Correlation of linearly related variables

31 Views Asked by At

I was reading an article in which they show a correlation table that looks very suspicious to me. I am not a mathematician, so I would like extra advice on this issue. I can summarize the problem as follows.

Consider these 2 sets of random variables: $\{X_i, Y_i, Z_i\}$ for $i \in \{1,2\}$.

We know that for all $i$, $Z_i=1-X_i-Y_i$.

The table presented in the paper, shows 3 values of $\rho_K$ for $K \in \{X,Y,Z\}$, where $\rho_k$ is the Pearson correlation coefficient between $K_1$ and $K_2$.

In their paper, both $\rho_X$ and $\rho_Y$ are high (above 0.7) and statistically significant, but $\rho_Z$ is low and not significant.
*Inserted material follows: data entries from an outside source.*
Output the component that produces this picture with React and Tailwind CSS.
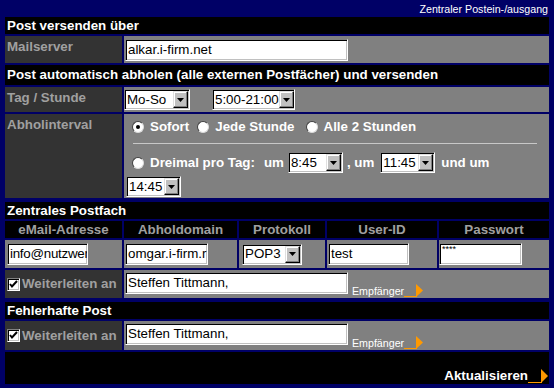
import React from 'react';

const inset =
  'border border-t-[#808080] border-l-[#808080] border-r-white border-b-white shadow-[inset_1px_1px_0_#000,inset_-1px_-1px_0_#c0c0c0]';

const TextInput = ({ value, className = '' }) => (
  <div
    className={`h-[22px] bg-white ${inset} flex items-center overflow-hidden whitespace-nowrap pl-[2px] text-[13.33px] text-black font-normal ${className}`}
  >
    {value}
  </div>
);

const Select = ({ value, className = '' }) => (
  <div
    className={`h-[21px] bg-white ${inset} flex items-center justify-between text-[13.33px] text-black font-normal shrink-0 ${className}`}
  >
    <span className="pl-[2px] whitespace-nowrap">{value}</span>
    <span className="w-[15px] h-[17px] mr-[1px] bg-[#c0c0c0] border border-t-[#dfdfdf] border-l-[#dfdfdf] border-r-black border-b-black shadow-[inset_-1px_-1px_0_#808080,inset_1px_1px_0_#fff] flex items-center justify-center shrink-0">
      <svg width="7" height="4" viewBox="0 0 7 4">
        <path d="M0 0h7L3.5 4z" fill="#000" />
      </svg>
    </span>
  </div>
);

const Radio = ({ on, className = '' }) => (
  <span
    className={`w-[12px] h-[12px] rounded-full bg-white border border-t-[#404040] border-l-[#404040] border-r-[#dcdcdc] border-b-[#dcdcdc] flex items-center justify-center shrink-0 ${className}`}
  >
    {on && <span className="w-[4px] h-[4px] rounded-full bg-black" />}
  </span>
);

const Checkbox = () => (
  <span className={`w-[13px] h-[13px] bg-white ${inset} flex items-center justify-center shrink-0`}>
    <svg width="9" height="9" viewBox="0 0 9 9">
      <path d="M1 4l2 2.5L8 1" stroke="#000" strokeWidth="2" fill="none" />
    </svg>
  </span>
);

const Arrow = ({ w = 19, h = 13 }) => (
  <svg width={w} height={h} viewBox={`0 0 ${w} ${h}`} className="shrink-0">
    <path d={`M0 ${h - 0.5}H${w - 6}`} stroke="#ff9900" strokeWidth="1" />
    <path d={`M${w - 7} 0L${w} ${h / 2}L${w - 7} ${h}Z`} fill="#ff9900" />
  </svg>
);

const Head = ({ children, className = '' }) => (
  <div className={`col-span-5 bg-black flex items-center pl-[2px] text-white font-bold text-[13.33px] whitespace-nowrap ${className}`}>
    {children}
  </div>
);

const Label = ({ children, className = '' }) => (
  <div className={`bg-[#333333] pt-[3px] pl-[2px] leading-[15px] text-[#a0a0a0] font-bold text-[13.33px] whitespace-nowrap ${className}`}>
    {children}
  </div>
);

const Forward = ({ h }) => (
  <>
    <div className={`${h} bg-[#333333] flex items-center pl-[2px] text-[#a0a0a0] font-bold text-[13.33px] whitespace-nowrap`}>
      <Checkbox />
      <span className="ml-[2px]">Weiterleiten an</span>
    </div>
    <div className={`${h} col-span-4 bg-[#808080] flex items-start pt-[2px] pl-[1px]`}>
      <TextInput value="Steffen Tittmann," className="w-[223px]" />
      <div className="self-end mb-[1px] ml-[4px] flex items-end">
        <span className="text-[10.67px] leading-[12px] text-white">Empfänger</span>
        <Arrow />
      </div>
    </div>
  </>
);

export default function App() {
  return (
    <div className="w-[554px] h-[388px] bg-[#000066] font-['Liberation_Sans',Arial,sans-serif] overflow-hidden">
      <div className="h-[17px] flex items-center justify-end pr-[6px] text-[10.67px] text-white">
        Zentraler Postein-/ausgang
      </div>

      <div className="grid grid-cols-[117px_113px_86px_110px_110px] gap-[2px] px-[5px]">
        {/* Post versenden */}
        <Head className="h-[17px]">Post versenden über</Head>
        <Label className="h-[27px]">Mailserver</Label>
        <div className="col-span-4 bg-[#808080] flex items-center pl-[1px]">
          <TextInput value="alkar.i-firm.net" className="w-[223px]" />
        </div>

        {/* Abholen */}
        <Head className="h-[20px]">Post automatisch abholen (alle externen Postfächer) und versenden</Head>
        <Label className="h-[25px]">Tag / Stunde</Label>
        <div className="col-span-4 bg-[#808080] flex items-center">
          <Select value="Mo-So" className="w-[66px]" />
          <Select value="5:00-21:00" className="w-[83px] ml-[22px]" />
        </div>

        <Label className="h-[84px]">Abholinterval</Label>
        <div className="col-span-4 bg-[#808080] pt-[5px] text-white font-bold text-[13.33px] whitespace-nowrap">
          <div className="h-[16px] flex items-center pl-[8px]">
            <Radio on />
            <span className="ml-[6px]">Sofort</span>
            <Radio className="ml-[8px]" />
            <span className="ml-[6px]">Jede Stunde</span>
            <Radio className="ml-[11px]" />
            <span className="ml-[6px]">Alle 2 Stunden</span>
          </div>
          <div className="mt-[8px] ml-[9px] mr-[12px] h-px bg-[#c8c8c8]" />
          <div className="mt-[8px] h-[21px] flex items-center pl-[8px]">
            <Radio />
            <span className="ml-[6px]">Dreimal pro Tag:</span>
            <span className="ml-[9px]">um</span>
            <Select value="8:45" className="w-[55px] ml-[4px]" />
            <span className="ml-[4px]">, um</span>
            <Select value="11:45" className="w-[55px] ml-[6px]" />
            <span className="ml-[6px]">und um</span>
          </div>
          <div className="mt-[3px] flex pl-[2px]">
            <Select value="14:45" className="w-[55px]" />
          </div>
        </div>

        {/* Zentrales Postfach */}
        <Head className="h-[17px] mt-[2px]">Zentrales Postfach</Head>
        {['eMail-Adresse', 'Abholdomain', 'Protokoll', 'User-ID', 'Passwort'].map((t) => (
          <div
            key={t}
            className="h-[17px] bg-black flex items-center justify-center text-[#a0a0a0] font-bold text-[13.33px] whitespace-nowrap"
          >
            {t}
          </div>
        ))}
        <div className="h-[28px] bg-[#808080] flex items-center pl-[2px]">
          <TextInput value="info@nutzwer" className="w-[81px] pl-[1px] tracking-[-0.25px]" />
        </div>
        <div className="bg-[#808080] flex items-center pl-[1px]">
          <TextInput value="omgar.i-firm.r" className="w-[83px]" />
        </div>
        <div className="bg-[#808080] flex items-center pl-[3px]">
          <Select value="POP3" className="w-[60px]" />
        </div>
        <div className="bg-[#808080] flex items-center pl-[1px]">
          <TextInput value="test" className="w-[81px]" />
        </div>
        <div className="bg-[#808080] flex items-center">
          <div className={`w-[83px] h-[22px] bg-white ${inset} pl-[2px] pt-[1px] text-[9px] leading-[9px] text-black`}>
            ****
          </div>
        </div>
        <Forward h="h-[28px]" />

        {/* Fehlerhafte Post */}
        <Head className="h-[17px] mt-[2px]">Fehlerhafte Post</Head>
        <Forward h="h-[29px]" />

        {/* Aktualisieren */}
        <div className="col-span-5 h-[32px] bg-black flex items-end justify-end pb-[1px] pr-[1px]">
          <span className="text-white font-bold text-[13.33px] leading-[15px]">Aktualisieren</span>
          <Arrow w={20} h={14} />
        </div>
      </div>
    </div>
  );
}
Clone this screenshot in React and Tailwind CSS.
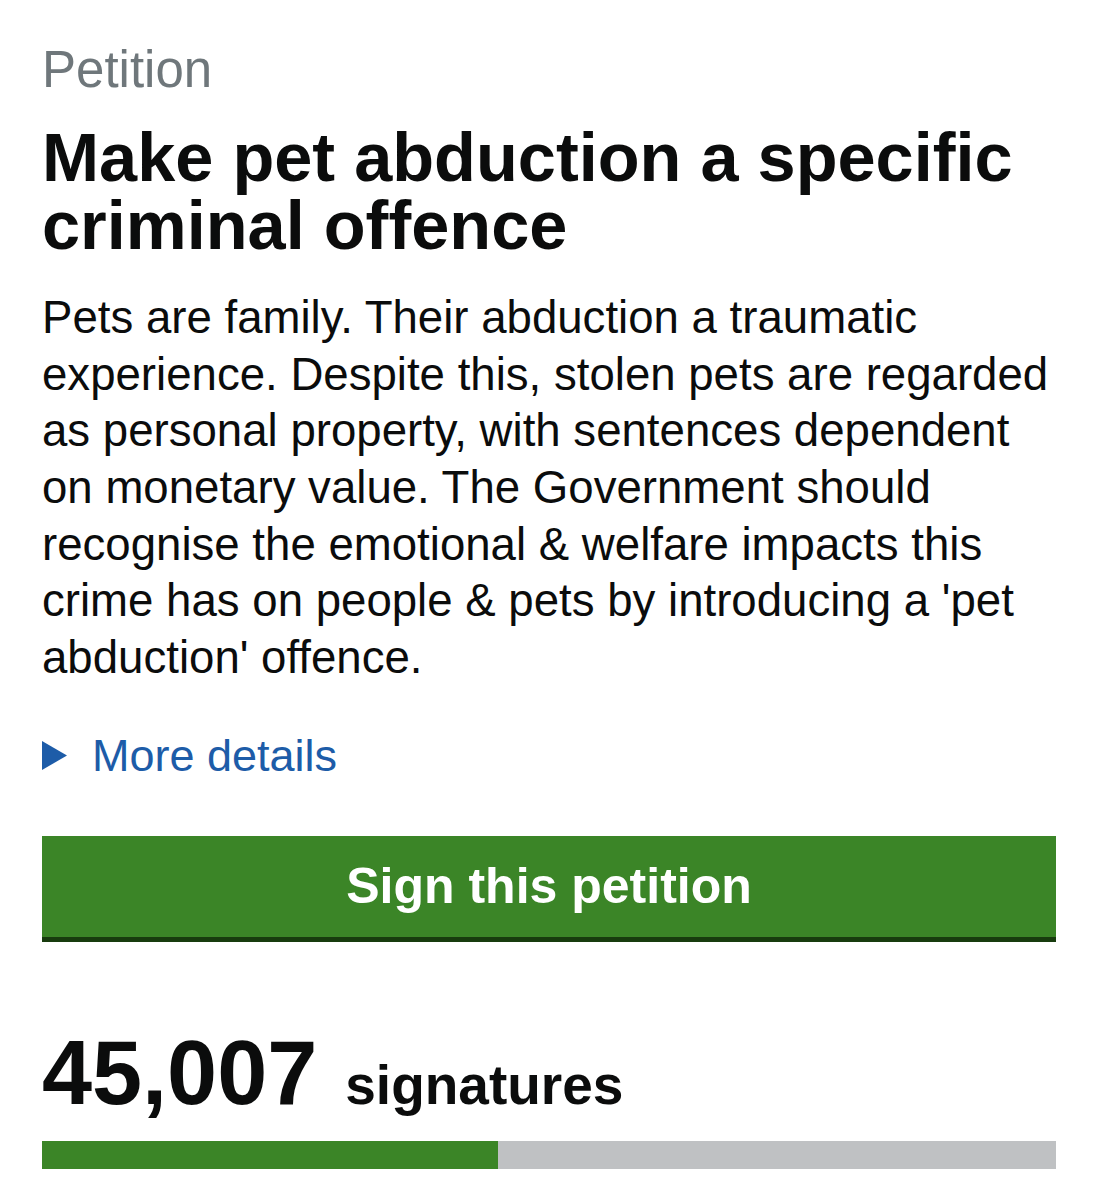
import React from 'react';

const signatures = 45007;
const target = 100000;

const App = () => {
  const pct = Math.min(100, (signatures / target) * 100);

  return (
    <div className="min-h-[1200px] bg-white pl-[42px] pr-[43px] pt-[40px] text-[#0b0c0c] font-['Liberation_Sans',Arial,sans-serif]">
      {/* Heading */}
      <div className="text-[51px] leading-[60px] text-[#6f777b]">Petition</div>
      <h1 className="mt-[24px] text-[68.5px] leading-[68px] font-bold">
        Make pet abduction a specific criminal offence
      </h1>

      {/* Summary */}
      <p className="mt-[30px] text-[45.6px] leading-[56.67px]">
        Pets are family. Their abduction a traumatic experience. Despite this, stolen pets are regarded as
        personal property, with sentences dependent on monetary value. The Government should recognise the
        emotional &amp; welfare impacts this crime has on people &amp; pets by introducing a 'pet abduction'
        offence.
      </p>

      {/* More details */}
      <div className="mt-[41px] flex items-center h-[56px] text-[#1d5ca8]">
        <svg width="25" height="29" viewBox="0 0 25 29" className="shrink-0">
          <polygon points="0,0 25,14.5 0,29" fill="#1d5ca8" />
        </svg>
        <span className="ml-[25px] text-[45px] leading-[56px]">More details</span>
      </div>

      {/* Sign button */}
      <button className="mt-[52px] w-full h-[106px] flex items-center justify-center bg-[#3b8527] border-b-[5px] border-[#183c0e] text-white text-[50px] font-bold leading-none">
        Sign this petition
      </button>

      {/* Count */}
      <div className="mt-[81px] flex items-baseline h-[100px]">
        <span className="text-[90px] leading-[100px] font-bold">{signatures.toLocaleString('en-GB')}</span>
        <span className="ml-[28px] text-[55px] font-bold">signatures</span>
      </div>

      <div className="mt-[18px] h-[28px] bg-[#bfc1c3] flex">
        <div className="h-full bg-[#3b8527]" style={{ width: `${pct}%` }} />
      </div>
    </div>
  );
};

export default App;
Is this even possible?? I ran a few simulations in R and the simplest scenario with independent Xs and Ys and definitely I end up with a high $\rho_Z$. I also tried to linearly relate (in my simulations) $X_i$ to $Y_i$ and still end up with high and significant $\rho_Z$. What am I missing?

Thanks!

1

There are 1 best solutions below

0
On

Yes, it's possible. Even more extreme scenarios are possible. Start with $Z_1$ and $Z_2$ that are uncorrelated, so $\rho_Z = 0$. Let $W$ be some random variable with large variance. Let $X_i = 1-W$ and $Y_i = 1 - X_i - Z_i = W - Z_i$. Then $\rho_X = 1$ and $\rho_Y$ is close to $1$.